Una
lectura superficial del evangelio de hoy nos puede hacer pensar que el
propietario de la viña, en la parábola de Jesús, es alguien que está haciendo un
agravio comparativo a los trabajadores que se afanan todo el día frente a los
que sólo trabajan una hora. Pero esto es sólo fruto de una lectura descontextualizada
y pueril. Jesús no está hablando de trabajo y de sueldos. Está utilizando una
imagen habitual entre sus interlocutores inmediatos, campesinos de Galilea,
para expresar una realidad mucho más profunda: cómo actúa Dios con los seres humanos,
con nosotros y nosotras, cómo dispensa su generosidad.
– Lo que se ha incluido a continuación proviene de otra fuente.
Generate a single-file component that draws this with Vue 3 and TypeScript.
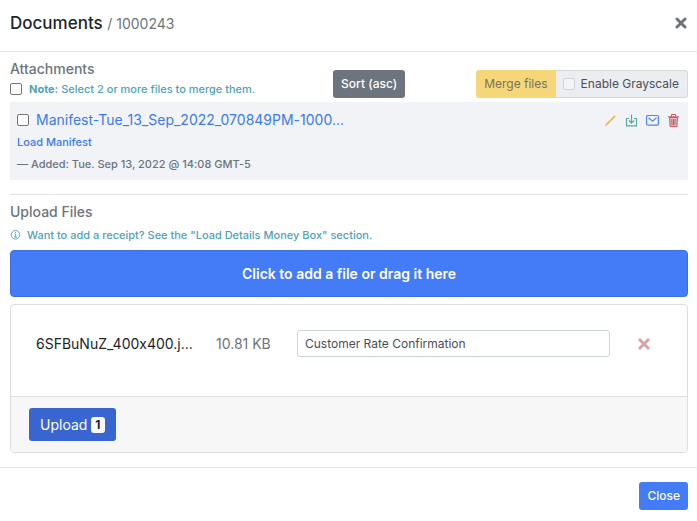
<script setup lang="ts">
import { ref } from 'vue'

const loadNumber = '1000243'
const selectAll = ref(false)
const manifestSelected = ref(false)
const grayscale = ref(false)
const documentType = ref('Customer Rate Confirmation')
const queued = ref([{ name: '6SFBuNuZ_400x400.j...', size: '10.81 KB' }])
</script>

<template>
  <div class="modal">
    <header class="modal-header">
      <h1>Documents <small>/ {{ loadNumber }}</small></h1>
      <button class="icon-button dismiss" type="button" aria-label="Dismiss">
        <svg width="12" height="12" viewBox="0 0 12 12">
          <path d="M2 2 10 10M10 2 2 10" stroke="currentColor" stroke-width="3" stroke-linecap="round" />
        </svg>
      </button>
    </header>

    <main class="modal-body">
      <section>
        <div class="toolbar">
          <div class="intro">
            <h2>Attachments</h2>
            <label class="note">
              <input v-model="selectAll" class="check" type="checkbox" />
              <span><strong>Note:</strong> Select 2 or more files to merge them.</span>
            </label>
          </div>
          <button class="btn sort" type="button">Sort (asc)</button>
          <div class="merge-group">
            <button class="merge" type="button" disabled>Merge files</button>
            <label class="grayscale">
              <input v-model="grayscale" class="check faint" type="checkbox" />
              <span>Enable Grayscale</span>
            </label>
          </div>
        </div>

        <article class="attachment">
          <div class="attachment-row">
            <input v-model="manifestSelected" class="check" type="checkbox" aria-label="Select manifest" />
            <a class="file-link" href="#">Manifest-Tue_13_Sep_2022_070849PM-1000...</a>
            <div class="actions">
              <button class="icon-button edit" type="button" aria-label="Edit">
                <svg width="13" height="13" viewBox="0 0 13 13" fill="none" stroke="currentColor">
                  <path d="M2 11 11.2 1.8" stroke-width="1.9" />
                  <path d="M.9 12.1 2.4 11" stroke-width="1" />
                </svg>
              </button>
              <button class="icon-button download" type="button" aria-label="Download">
                <svg width="13" height="13" viewBox="0 0 13 13" fill="none" stroke="currentColor" stroke-width="1.2">
                  <path d="M4 4.5H1.5v7.4h10V4.5H9M6.5.5V9M3.9 6.5 6.5 9.1l2.6-2.6" />
                </svg>
              </button>
              <button class="icon-button mail" type="button" aria-label="Email">
                <svg width="13" height="13" viewBox="0 0 13 13" fill="none" stroke="currentColor" stroke-width="1.2">
                  <rect x=".6" y="1.5" width="11.8" height="9.6" rx="1" />
                  <path d="m2.5 3.8 4 3.4 4-3.4" />
                </svg>
              </button>
              <button class="icon-button trash" type="button" aria-label="Delete">
                <svg width="13" height="13" viewBox="0 0 13 13" fill="none" stroke="currentColor" stroke-width="1">
                  <path d="M2.5 3.5h8l-.6 8.9H3.1z" fill="currentColor" fill-opacity=".3" />
                  <path d="M1 2.8h11M4.5 2.5v-2h4v2M4.8 5l.2 6M6.5 5v6M8.2 5 8 11" />
                </svg>
              </button>
            </div>
          </div>
          <a class="type-link" href="#">Load Manifest</a>
          <p class="added">— Added: Tue. Sep 13, 2022 @ 14:08 GMT-5</p>
        </article>
      </section>

      <hr />

      <section>
        <h2>Upload Files</h2>
        <p class="hint">
          <svg width="11" height="11" viewBox="0 0 11 11" fill="none" stroke="currentColor" stroke-width=".9">
            <circle cx="5.5" cy="4.8" r="4.3" />
            <path d="M4.4 4h1.2v3M4.1 7h2.9M5 2.4h1" />
          </svg>
          <span>Want to add a receipt? See the "Load Details Money Box" section.</span>
        </p>
        <button class="dropzone" type="button">Click to add a file or drag it here</button>

        <div class="card">
          <div v-for="file in queued" :key="file.name" class="queued-file">
            <span class="file-name">{{ file.name }}</span>
            <span class="file-size">{{ file.size }}</span>
            <input v-model="documentType" class="type-input" type="text" aria-label="Document type" />
            <button class="icon-button remove" type="button" aria-label="Remove file">
              <svg width="12" height="12" viewBox="0 0 12 12">
                <path d="M2 2 10 10M10 2 2 10" stroke="currentColor" stroke-width="2.8" stroke-linecap="square" />
              </svg>
            </button>
          </div>
          <div class="card-footer">
            <button class="upload" type="button">Upload <span class="badge">{{ queued.length }}</span></button>
          </div>
        </div>
      </section>
    </main>

    <footer class="modal-footer">
      <button class="btn close" type="button">Close</button>
    </footer>
  </div>
</template>

<style>
body {
  margin: 0;
  background: #fff;
}
</style>

<style scoped>
.modal {
  font-family: Inter, "Liberation Sans", sans-serif;
  font-size: 12px;
  line-height: 20px;
  font-variant-ligatures: no-contextual;
  color: #212529;
}

.modal *,
.modal *::before {
  box-sizing: border-box;
}

h1,
h2,
p {
  margin: 0;
}

button,
input {
  font: inherit;
  font-variant-ligatures: inherit;
}

button {
  border: 0;
  border-radius: 3px;
  cursor: pointer;
}

a {
  color: #3c7be8;
  text-decoration: none;
}

.modal-header {
  display: flex;
  align-items: center;
  justify-content: space-between;
  padding: 11px 10px 16px;
  border-bottom: 1px solid #dee2e6;
}

h1 {
  font-size: 17px;
  line-height: 24px;
  font-weight: 500;
}

h1 small {
  font-size: 14px;
  line-height: 20px;
  font-weight: 400;
  color: #6c757d;
}

h2 {
  font-size: 14px;
  line-height: 20px;
  font-weight: 500;
  color: #6c757d;
}

.icon-button {
  display: flex;
  padding: 0;
  background: none;
}

.dismiss {
  color: #6f7478;
}

.modal-body {
  padding: 7px 9px 14px 10px;
}

.toolbar {
  display: flex;
  align-items: end;
  justify-content: space-between;
  padding-bottom: 3px;
}

.intro {
  padding-right: 7px;
  white-space: nowrap;
}

.note {
  display: flex;
  align-items: center;
  gap: 7px;
  font-size: 11px;
  font-weight: 500;
  color: #4fa3b5;
}

.note strong {
  font-weight: 700;
}

.check {
  appearance: none;
  flex: none;
  width: 12px;
  height: 12px;
  margin: 0;
  border: 1px solid #767676;
  border-radius: 2px;
  background: #fff;
}

.check:checked {
  background: #447bf6;
}

.check.faint {
  border-color: #cfd2d6;
  background: #f3f4f6;
}

.btn {
  height: 28px;
  padding: 0 8px;
  font-weight: 500;
  color: #fff;
}

.sort,
.merge-group {
  margin-bottom: 1px;
}

.sort {
  background: #6c757d;
}

.merge-group {
  display: flex;
  height: 28px;
  white-space: nowrap;
}

.merge {
  padding: 0 8px;
  border-radius: 3px 0 0 3px;
  background: #f5d779;
  color: #7c7352;
}

.grayscale {
  display: flex;
  align-items: center;
  gap: 6px;
  padding: 0 8px 0 7px;
  border: 1px solid #d5d9dd;
  border-left: 0;
  border-radius: 0 3px 3px 0;
  background: #ebedf0;
  color: #495057;
}

.attachment {
  padding: 8px 7px 6px;
  background: #f1f3f7;
  font-size: 11px;
}

.attachment-row {
  display: flex;
  align-items: center;
  gap: 7px;
}

.file-link {
  font-size: 14px;
}

.actions {
  display: flex;
  gap: 8px;
  margin-left: auto;
  padding-right: 1px;
}

.edit {
  color: #eebd59;
}

.download {
  color: #5eaa9a;
}

.mail {
  color: #5487ec;
}

.trash {
  color: #c65661;
}

.type-link {
  display: block;
  line-height: 24px;
  font-weight: 500;
}

.added {
  font-weight: 500;
  color: #6c757d;
}

hr {
  margin: 14px 0 7px;
  border: 0;
  border-top: 1px solid #e2e4e6;
}

.hint {
  display: flex;
  align-items: center;
  gap: 6px;
  padding: 3px 0 5px;
  font-size: 11px;
  font-weight: 500;
  color: #4fa3b5;
}

.dropzone {
  width: 100%;
  height: 47px;
  border: 1px solid #3b6fdf;
  border-radius: 4px;
  background: #447bf6;
  color: #fff;
  font-size: 14px;
  font-weight: 600;
}

.card {
  margin-top: 7px;
  overflow: hidden;
  border: 1px solid #dcdee0;
  border-radius: 4px;
}

.queued-file {
  display: grid;
  grid-template-columns: 155px 56px 1fr 40px;
  align-items: center;
  column-gap: 25px;
  padding: 25px 12px 39px 25px;
  white-space: nowrap;
}

.file-name,
.file-size {
  font-size: 14px;
}

.file-size {
  color: #6c757d;
}

.type-input {
  width: 100%;
  min-width: 0;
  height: 27px;
  padding: 0 7px;
  border: 1px solid #ced4da;
  border-radius: 3px;
  background: #fff;
  color: #495057;
}

.remove {
  padding-left: 3px;
  color: #dc9ea5;
}

.card-footer {
  padding: 11px 18px;
  border-top: 1px solid #dcdee0;
  background: #f7f7f7;
}

.upload {
  display: flex;
  align-items: center;
  gap: 4px;
  height: 33px;
  padding: 0 11px;
  background: #3965d0;
  color: #fff;
  font-size: 14px;
}

.badge {
  padding: 0 4px;
  border-radius: 3px;
  background: #f8f9fa;
  color: #212529;
  font-size: 12px;
  line-height: 16px;
  font-weight: 700;
}

.modal-footer {
  display: flex;
  justify-content: flex-end;
  padding: 14px 9px 11px;
  border-top: 1px solid #dee2e6;
}

.close {
  background: #447bf6;
}
</style>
Dios desea ardientemente que nos acerquemos a su
Palabra, a la «buena noticia» del Reino, a su amor incondicional, que nos
sintamos pueblo de Dios (la viña es símbolo de Israel), y para Él el cuándo no tiene
gran importancia; el tiempo es algo relativo. El «pago» que nos tiene reservado
siempre es el mismo para todas y todos: el amor infinito, la felicidad plena,
simbolizado en ese «denario» que era el jornal que habitualmente se cobraba por
un día de trabajo, y que se recibía con gran alegría después de la dureza de la
jornada.
Pero aún subraya una idea más: la preferencia por
los últimos, éstos serán los primeros en el reino de Dios. Los criterios de
prioridad de Jesús poco o nada tienen que ver con los cánones de este mundo,
donde prevalecen los ricos y poderosos.